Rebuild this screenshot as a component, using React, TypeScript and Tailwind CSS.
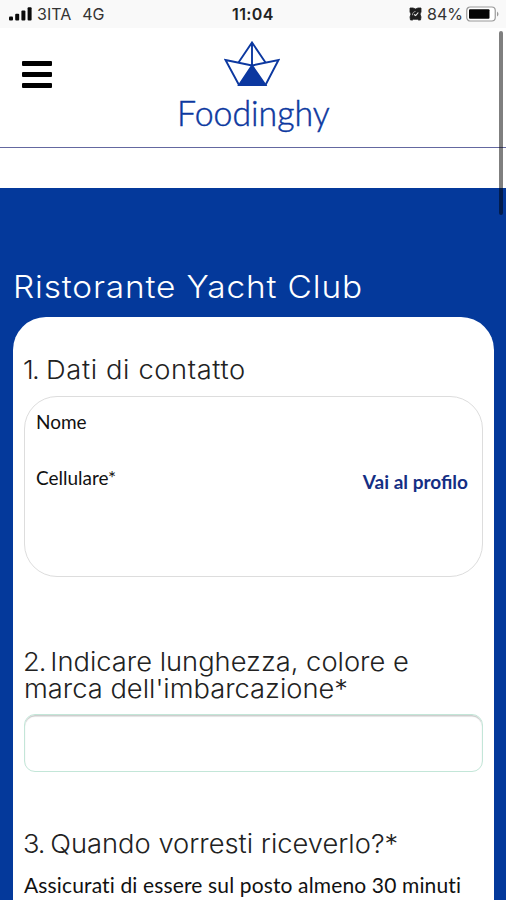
import React from 'react';

const StatusBar: React.FC = () => (
    <div className="h-7 shrink-0 bg-[#f9f9f9] flex items-center justify-between pl-[9px] pr-[7px] font-['Inter',sans-serif] text-[#333] relative">
        <div className="flex items-center">
            <svg width="23" height="14" viewBox="0 0 23 14" fill="#0a0a0a">
                <rect x="0" y="9.5" width="4" height="4" rx="1" />
                <rect x="6.2" y="6.8" width="4" height="6.7" rx="1" />
                <rect x="12.4" y="3.6" width="4" height="9.9" rx="1" />
                <rect x="18.6" y="0.3" width="4" height="13.2" rx="1" />
            </svg>
            <span className="text-[16px] ml-[5px]">3ITA</span>
            <span className="text-[16px] ml-[11px]">4G</span>
        </div>
        <span className="absolute left-[232px] text-[16px] font-semibold tracking-[0.4px] text-[#222]">11:04</span>
        <div className="flex items-center">
            {/* Alarm */}
            <svg width="13" height="14" viewBox="0 0 13 14">
                <path d="M1 1h3l2.500 1L9 1h3v4l-1 2 1 3-.5 3H9.500l-1-.7h-4l-1 .7H1.500L1 10l1-3-1-2z" fill="#1d1d1d" stroke="#1d1d1d" strokeWidth="0.8" />
                <path d="M3.500 8.200a3.200 3.200 0 0 1 3-3.700" stroke="#aaa" strokeWidth="0.9" fill="none" />
                <path d="M5 7.500l1.700 1L9.300 5.500" stroke="#eee" strokeWidth="1.100" fill="none" />
            </svg>
            <span className="text-[16px] ml-[5px]">84%</span>
            <svg className="ml-[3px]" width="33" height="16" viewBox="0 0 33 16">
                <rect x="0.75" y="1" width="28.500" height="14" rx="3.500" fill="#fff" stroke="#999" strokeWidth="1.200" />
                <rect x="3" y="3.300" width="20.500" height="9.400" rx="1" fill="#050505" />
                <path d="M31 5.500q1.500 1 1.500 2.500T31 10.500z" fill="#999" />
            </svg>
        </div>
    </div>
);

const Logo: React.FC = () => (
    <div className="absolute left-[177px] top-[13px] text-[#0c38a0]">
        <svg className="ml-[47px]" width="56" height="46" viewBox="0 0 56 46" fill="none" stroke="currentColor" strokeWidth="1.900" strokeLinejoin="miter">
            <path d="M1.500 19L28 24.500 54.500 19 41.500 44H15z" />
            <path d="M14.500 21.500L28 1.500l13.500 20M28 1.500v23" />
            <path d="M28 24.500L15 44h26.500z" fill="currentColor" />
        </svg>
        <div className="font-['Lato',sans-serif] font-light text-[36px] leading-[42px] mt-[4px] whitespace-nowrap origin-left scale-x-[0.94] [-webkit-text-stroke:0.5px_currentColor]">Foodinghy</div>
    </div>
);

const Header: React.FC = () => (
    <header className="relative h-[120px] shrink-0 border-b border-[#6468a0]">
        <button aria-label="Menu" className="absolute left-[22px] top-[33px] w-[30px] flex flex-col gap-[6px]">
            <span className="h-[5px] rounded-[1px] bg-black" />
            <span className="h-[5px] rounded-[1px] bg-black" />
            <span className="h-[5px] rounded-[1px] bg-black" />
        </button>
        <Logo />
    </header>
);

const heading = "font-['Inter',sans-serif] font-light text-[26px] leading-[27px] text-[#222] whitespace-nowrap origin-left scale-x-105";

const App: React.FC = () => (
    <div className="relative w-[506px] h-[900px] overflow-hidden bg-white flex flex-col">
        <StatusBar />
        <Header />
        <main className="mt-[40px] grow bg-[#04399b] pl-[13px] pr-[12px] pt-[81px]">
            <h1 className="font-['Inter',sans-serif] font-light text-[31px] leading-[36px] tracking-[0.8px] text-white whitespace-nowrap origin-left scale-x-[1.077]">Ristorante Yacht Club</h1>
            <div className="mt-[12px] h-[620px] rounded-t-[33px] bg-white px-[11px] pt-[39px] font-['Lato',sans-serif] text-[19px] text-[#111]">
                <h2 className={`${heading} tracking-[0.6px]`}>
                    <span className="inline-block w-[21px] -ml-px mr-px tracking-[-1.500px]">1.</span>Dati di contatto
                </h2>
                <div className="mt-[13px] h-[181px] rounded-[33px] border-[1.500px] border-[#ddd] px-[11px] pt-[13px] flex justify-between">
                    <div className="flex flex-col gap-[32px] leading-6">
                        <span>Nome</span>
                        <span>Cellulare*</span>
                    </div>
                    <a className="mt-[60px] pr-[3px] leading-6 font-bold text-[#142e84]">Vai al profilo</a>
                </div>
                <h2 className={`${heading} mt-[71px]`}>
                    <span className="inline-block w-[26px] -ml-px tracking-[-1px]">2.</span>Indicare lunghezza, colore e<br />
                    marca dell'imbarcazione*
                </h2>
                <input className="block mt-[12px] w-full h-[58px] rounded-[11px] border-[1.500px] border-[#c3e6d8] shadow-[inset_0_1.500px_1px_#ccc] outline-none px-3" />
                <h2 className={`${heading} mt-[58px]`}>
                    <span className="inline-block w-[26px] -ml-px tracking-[-1px]">3.</span>Quando vorresti riceverlo?*
                </h2>
                <p className="mt-[16px] text-[21px] leading-6 tracking-[0.14px] whitespace-nowrap [font-variant-ligatures:none]">Assicurati di essere sul posto almeno 30 minuti</p>
            </div>
        </main>
        {/* Scroll indicator */}
        <div className="absolute left-[499px] top-[31px] w-[4px] h-[184px] rounded-full bg-black/50" />
    </div>
);

export default App;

Stated exercise => From the opening line of the listing above through the line bearing "import React from 'react';", repeat each line exactly. Drop every picture.

Answer to this exercise =>
Rebuild this screenshot as a component, using React, TypeScript and Tailwind CSS.
import React from 'react';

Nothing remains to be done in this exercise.